Chinese state-owned soybean importers have ramped up their purchases of both 2021/22 old crops and 2022/23 new crops from the US in the first half of this week as Brazilian harvest continued to lag behind the average pace in recent years.
State-owned importers are said to have bought 20-30 soybean cargoes this Monday and Tuesday despite negative crush margins in China, according to five trade sources.
These cargoes are heard to be contracted for March and April 2022 shipments from both US Gulf and the Pacific Northwest. In addition, state-owned stockpiler Sinograin also bought 5-8 cargoes of December shipment of 2022/23 US soybeans from the Gulf.
Chinese buying interest turned to the US during a season when Brazilian soybeans are supposed to be more competitive than US ones.
But slow harvest progress in the South American country has forced farmers to hold back their sales, pushing the cost of soybeans up to a level that is nearly on par with US soybeans for spot shipment.

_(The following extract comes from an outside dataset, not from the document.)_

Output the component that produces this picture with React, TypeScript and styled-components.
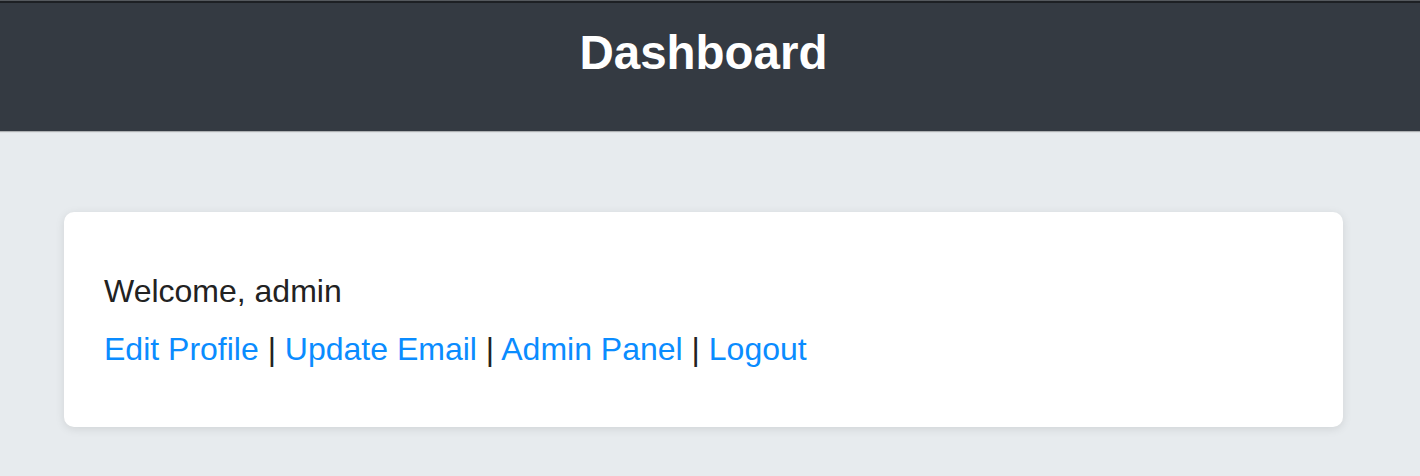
import React from "react";
import styled, { createGlobalStyle } from "styled-components";

const Global = createGlobalStyle`
  html, body {
    margin: 0;
    padding: 0;
    background: #e7ebee;
    font-family: "Liberation Sans", Arial, sans-serif;
  }
`;

const Page = styled.div`
  min-height: 476px;
  background: #e7ebee;
`;

const Header = styled.header`
  box-sizing: border-box;
  height: 131px;
  background: #343a42;
  border-top: 1px solid #55595e;
  box-shadow: inset 0 2px 0 #1d2024, 0 1px 1px rgba(0, 0, 0, 0.25);
  padding: 25px 13px 0 0;
  text-align: center;
`;

const Title = styled.h1`
  margin: 0;
  font-size: 47.5px;
  line-height: 54px;
  font-weight: 700;
  color: #ffffff;
`;

const Main = styled.main`
  padding: 81px 77px 0 64px;
`;

const Card = styled.section`
  box-sizing: border-box;
  height: 215px;
  background: #ffffff;
  border-radius: 10px;
  box-shadow: 0 2px 10px rgba(0, 0, 0, 0.1);
  padding: 61px 40px 0 40px;
  display: flex;
  flex-direction: column;
  gap: 22px;
`;

const Line = styled.p`
  margin: 0;
  font-size: 32px;
  line-height: 36px;
  color: #222222;
`;

const Link = styled.a`
  color: #0a8cff;
  text-decoration: none;
`;

const links = ["Edit Profile", "Update Email", "Admin Panel", "Logout"];

export default function App() {
  return (
    <Page>
      <Global />
      <Header>
        <Title>Dashboard</Title>
      </Header>
      <Main>
        <Card>
          <Line>Welcome, admin</Line>
          <Line>
            {links.map((l, i) => (
              <React.Fragment key={l}>
                {i > 0 && " | "}
                <Link href="#">{l}</Link>
              </React.Fragment>
            ))}
          </Line>
        </Card>
      </Main>
    </Page>
  );
}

Farmer sales of 2021/22 soybean crops in Brazil are said to have only reached less than 40%, which is about 15 percentage points below the average figure of the past four years.
Apart from slow harvest and farmer sales in Brazil, negative crush margins in China and the uncertainty surrounding the Black Sea region continued to put private Chinese importers on the sideline.
Many buyers told Sitonia Consulting that it is simply too expensive to buy any cargoes for March or April currently.
In the meantime, the Chinese market hopes to see a weakening soybean price in the next two months as state stockpiler begins to auction 4-5 million tons of national soybean reserves.